La plus grande difficulté, c’est notre incertitude à nous, mais lorsqu’une première personne nous fait confiance, on est lancé et c’est « un tourbillon de gens qui ont du temps. ».
En quelques minutes, on rentre dans l’univers d’une personne, dans un rythme, dans une couleur.
Une femme très pressée, refuse immédiatement d’être filmée, mais nous invite à rentrer, nous présente le chien, nous propose de photographier le coin fumeur, nous fait visiter la maison, nous résume sa situation, nous offre du chocolat et nous souhaite une bonne journée, tout ça en quelques secondes.
Un homme descend l’escalier en tenant précieusement un objet entre ces mains, il s’avance vers nous et d’une voix douce dit : « C’est la locomotive de mon père. ».
Un jardinier aux mains marquées et aux gestes doux pose délicatement la plante qu’il était entrain de mettre en terre pour prendre l’invitation qu’on lui tend.
Deux époux nous proposent de photographier le cerisier qu’ils ont planté ensemble puis nous accompagnent chez la voisine, la doyenne du quartier.

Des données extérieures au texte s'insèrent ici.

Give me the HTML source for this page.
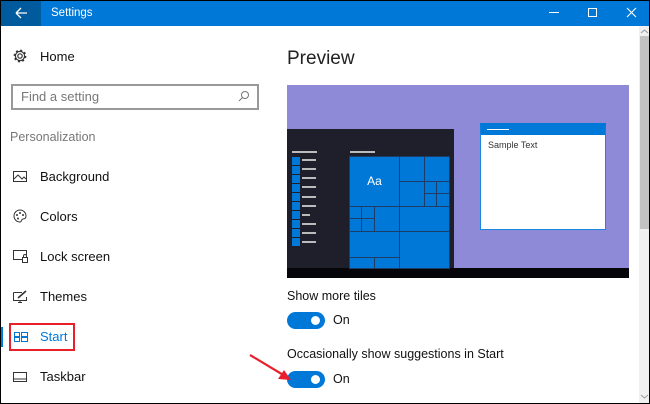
<!DOCTYPE html>
<html><head><meta charset="utf-8"><style>
*{margin:0;padding:0;box-sizing:border-box}
body{width:650px;height:404px;overflow:hidden;background:#fff;font-family:"Liberation Sans",sans-serif;position:relative}
.a{position:absolute}
.frame{left:0;top:0;width:650px;height:404px;border:1px solid #000;z-index:50;pointer-events:none}
.tb{left:0;top:0;width:650px;height:26px;background:#0078d7}
.back{left:0;top:0;width:41px;height:26px;background:#005a9e}
.t{color:#fff;font-size:11.5px;left:51px;top:7px}
.nav{font-size:13px;color:#111}
.tile{position:absolute;background:#0078d7;outline:1px solid #1e3d66}
.ln{position:absolute;height:2px;background:#bbb}
.sq{position:absolute;width:8px;height:8px;background:#0078d7}
.tog{width:38px;height:17px;border-radius:9px;background:#0078d7}
.tog::after{content:"";position:absolute;right:5px;top:4px;width:9px;height:9px;border-radius:50%;background:#fff}
</style></head><body>
<div class="a frame"></div>
<div class="a tb"></div><div class="a back"></div>
<svg class="a" style="left:14px;top:6px" width="14" height="14"><path d="M2 7H13M2 7L7 2M2 7L7 12" stroke="#fff" stroke-width="1.3" fill="none"/></svg>
<div class="a t">Settings</div>
<div class="a" style="left:549px;top:12px;width:10px;height:1px;background:#fff"></div>
<div class="a" style="left:588px;top:8px;width:9px;height:9px;border:1px solid #fff"></div>
<svg class="a" style="left:626px;top:7px" width="11" height="11"><path d="M1 1L10 10M10 1L1 10" stroke="#fff" stroke-width="1.1"/></svg>

<svg class="a" style="left:13px;top:49px" width="14" height="14" viewBox="0 0 14 14"><circle cx="7" cy="7" r="2.2" fill="none" stroke="#333" stroke-width="1.2"/><circle cx="7" cy="7" r="4.6" fill="none" stroke="#333" stroke-width="1.2"/><circle cx="7" cy="7" r="5.6" fill="none" stroke="#333" stroke-width="1.6" stroke-dasharray="2 2.4"/></svg>
<div class="a nav" style="left:40px;top:49px">Home</div>
<div class="a" style="left:11px;top:84px;width:248px;height:26px;border:2px solid #999"></div>
<div class="a" style="left:21px;top:89px;font-size:13px;color:#777">Find a setting</div>
<svg class="a" style="left:238px;top:90px" width="12" height="12"><circle cx="7" cy="5" r="3.5" fill="none" stroke="#777"/><path d="M4.5 7.5L1 11" stroke="#777"/></svg>
<div class="a" style="left:10px;top:130px;font-size:12.5px;color:#777">Personalization</div>

<svg class="a" style="left:13px;top:171px" width="14" height="12"><rect x="0.5" y="0.5" width="13" height="10" fill="none" stroke="#333"/><path d="M1 8L5 4L9 8L11 6L13 8" fill="none" stroke="#333"/></svg>
<div class="a nav" style="left:40px;top:169px">Background</div>
<svg class="a" style="left:13px;top:209px" width="14" height="14"><path d="M7 1A6 6 0 1 0 7 13C9 13 8 10 10 10C13 10 13 8 13 7A6 6 0 0 0 7 1Z" fill="none" stroke="#333"/><circle cx="4" cy="6" r="1" fill="#333"/><circle cx="7" cy="4" r="1" fill="#333"/><circle cx="10" cy="6" r="1" fill="#333"/><circle cx="5" cy="9.5" r="1" fill="#333"/></svg>
<div class="a nav" style="left:40px;top:209px">Colors</div>
<svg class="a" style="left:13px;top:250px" width="15" height="13"><path d="M9 9.5H0.5V0.5H13.5V5" fill="none" stroke="#333"/><rect x="9.5" y="7.5" width="5" height="5" fill="none" stroke="#333"/><path d="M10.5 7.5V6A1.5 1.5 0 0 1 13.5 6V7.5" fill="none" stroke="#333"/></svg>
<div class="a nav" style="left:40px;top:249px">Lock screen</div>
<svg class="a" style="left:13px;top:290px" width="15" height="13"><path d="M0.5 2.5H9M0.5 2.5V10.5H13.5V7M5 12.5H9M7 10.5V12.5" fill="none" stroke="#333"/><path d="M5 8L13 1" stroke="#333" stroke-width="1.6"/></svg>
<div class="a nav" style="left:40px;top:289px">Themes</div>
<div class="a" style="left:0;top:327px;width:3px;height:20px;background:#0078d7"></div>
<div class="a" style="left:9px;top:323px;width:66px;height:28px;border:2px solid #e8202c"></div>
<svg class="a" style="left:14px;top:332px" width="14" height="10"><rect x="0.5" y="0.5" width="5" height="4" fill="none" stroke="#0078d7"/><rect x="7.5" y="0.5" width="6" height="4" fill="none" stroke="#0078d7"/><rect x="0.5" y="5.5" width="5" height="4" fill="none" stroke="#0078d7"/><rect x="7.5" y="5.5" width="6" height="4" fill="none" stroke="#0078d7"/></svg>
<div class="a nav" style="left:40px;top:329px;color:#0078d7">Start</div>
<svg class="a" style="left:13px;top:372px" width="15" height="10"><rect x="0.5" y="0.5" width="13" height="9" fill="none" stroke="#333"/><path d="M1 7H13" stroke="#333"/></svg>
<div class="a nav" style="left:40px;top:369px">Taskbar</div>

<div class="a" style="left:287px;top:48px;font-size:19px;color:#222">Preview</div>
<div class="a" style="left:287px;top:85px;width:342px;height:193px;background:#8e8ad8"></div>
<div class="a" style="left:287px;top:129px;width:167px;height:140px;background:#1f1f2b"></div>
<div class="a" style="left:287px;top:268px;width:342px;height:10px;background:#06060a"></div>
<div class="ln" style="left:292px;top:151px;width:25px"></div>
<div class="ln" style="left:350px;top:151px;width:25px"></div>
<div class="sq" style="left:292px;top:157px"></div><div class="ln" style="left:302px;top:159px;width:14px"></div>
<div class="sq" style="left:292px;top:166px"></div><div class="ln" style="left:302px;top:168px;width:14px"></div>
<div class="sq" style="left:292px;top:175px"></div><div class="ln" style="left:302px;top:177px;width:14px"></div>
<div class="sq" style="left:292px;top:184px"></div><div class="ln" style="left:302px;top:186px;width:14px"></div>
<div class="sq" style="left:292px;top:193px"></div><div class="ln" style="left:302px;top:196px;width:14px"></div>
<div class="sq" style="left:292px;top:202px"></div><div class="ln" style="left:302px;top:205px;width:14px"></div>
<div class="sq" style="left:292px;top:211px"></div><div class="ln" style="left:302px;top:214px;width:8px"></div>
<div class="sq" style="left:292px;top:220px"></div><div class="ln" style="left:302px;top:223px;width:14px"></div>
<div class="sq" style="left:292px;top:229px"></div><div class="ln" style="left:302px;top:232px;width:14px"></div>
<div class="sq" style="left:292px;top:238px"></div><div class="ln" style="left:302px;top:241px;width:14px"></div>

<div class="tile" style="left:350px;top:157px;width:49px;height:49px;color:#fff;font-size:12px;text-align:center;line-height:49px">Aa</div>
<div class="tile" style="left:400px;top:157px;width:24px;height:24px"></div>
<div class="tile" style="left:425px;top:157px;width:24px;height:24px"></div>
<div class="tile" style="left:400px;top:182px;width:24px;height:24px"></div>
<div class="tile" style="left:425px;top:182px;width:12px;height:12px"></div>
<div class="tile" style="left:437px;top:182px;width:12px;height:12px"></div>
<div class="tile" style="left:425px;top:194px;width:12px;height:12px"></div>
<div class="tile" style="left:437px;top:194px;width:12px;height:12px"></div>
<div class="tile" style="left:350px;top:207px;width:12px;height:12px"></div>
<div class="tile" style="left:362px;top:207px;width:12px;height:12px"></div>
<div class="tile" style="left:350px;top:219px;width:12px;height:12px"></div>
<div class="tile" style="left:362px;top:219px;width:12px;height:12px"></div>
<div class="tile" style="left:375px;top:207px;width:24px;height:24px"></div>
<div class="tile" style="left:400px;top:207px;width:49px;height:24px"></div>
<div class="tile" style="left:350px;top:232px;width:49px;height:25px"></div>
<div class="tile" style="left:400px;top:232px;width:49px;height:36px"></div>
<div class="tile" style="left:350px;top:258px;width:24px;height:10px"></div>
<div class="tile" style="left:375px;top:258px;width:24px;height:10px"></div>

<div class="a" style="left:480px;top:123px;width:126px;height:107px;background:#fff;border:1px solid #1a86e0;border-top:12px solid #0078d7"></div>
<div class="a" style="left:487px;top:129px;width:22px;height:1px;background:#fff"></div>
<div class="a" style="left:488px;top:140px;font-size:9px;color:#333">Sample Text</div>

<div class="a" style="left:287px;top:289px;font-size:12.5px;color:#111">Show more tiles</div>
<div class="a tog" style="left:287px;top:312px"></div>
<div class="a" style="left:333px;top:313px;font-size:12.5px;color:#111">On</div>
<div class="a" style="left:287px;top:347px;font-size:12.5px;color:#111">Occasionally show suggestions in Start</div>
<div class="a tog" style="left:287px;top:371px"></div>
<div class="a" style="left:333px;top:372px;font-size:12.5px;color:#111">On</div>
<svg class="a" style="left:245px;top:350px" width="50" height="35"><path d="M5 5L40 26" stroke="#e8202c" stroke-width="2.2"/><path d="M46 30L33 29L39 20Z" fill="#e8202c"/></svg>

<div class="a" style="left:639px;top:26px;width:10px;height:377px;background:#f0f0f0"></div>
<div class="a" style="left:640px;top:36px;width:9px;height:193px;background:#c2c2c2"></div>
<svg class="a" style="left:640px;top:28px" width="9" height="6"><path d="M1 5L4.5 2L8 5" stroke="#999" fill="none"/></svg>
<svg class="a" style="left:640px;top:394px" width="9" height="6"><path d="M1 1L4.5 4L8 1" stroke="#999" fill="none"/></svg>
</body></html>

C’est incroyablement apaisant de se promener entre tous ces univers, de prendre le temps, d’écouter vraiment, de ne pas avoir besoin d’être efficace. Et tout à coup, entre l’histoire du chat et le problème du chauffage, des instants d’une beauté parfaite apparaissent. Ce peut être un mot, un geste, un regard…
Quelque chose qui nous dépasse complètement, nous submerge.
Tout ce qu’un comédien cherche à produire sur un plateau apparaît ici avec une incroyable justesse. Parce que c’est concret, parce que ça n’est pas spectaculaire, parce que ça ne cherche pas à être beau… Des instants de grâce.
expo à ciel ouvert, lausanne (manuf au Bois Gentil) 2015
De la poésie sans caméra (ou l’assiette mal nettoyée) au quartier Blécherette
Si mon quartier était une recette de cuisine, ce serait un assiette mal nettoyée.Si mon quartier était une chanson, ce serait Démerde-toi comme tu peux.
On a traversé la route et déjà, on avait changé d’ambiance.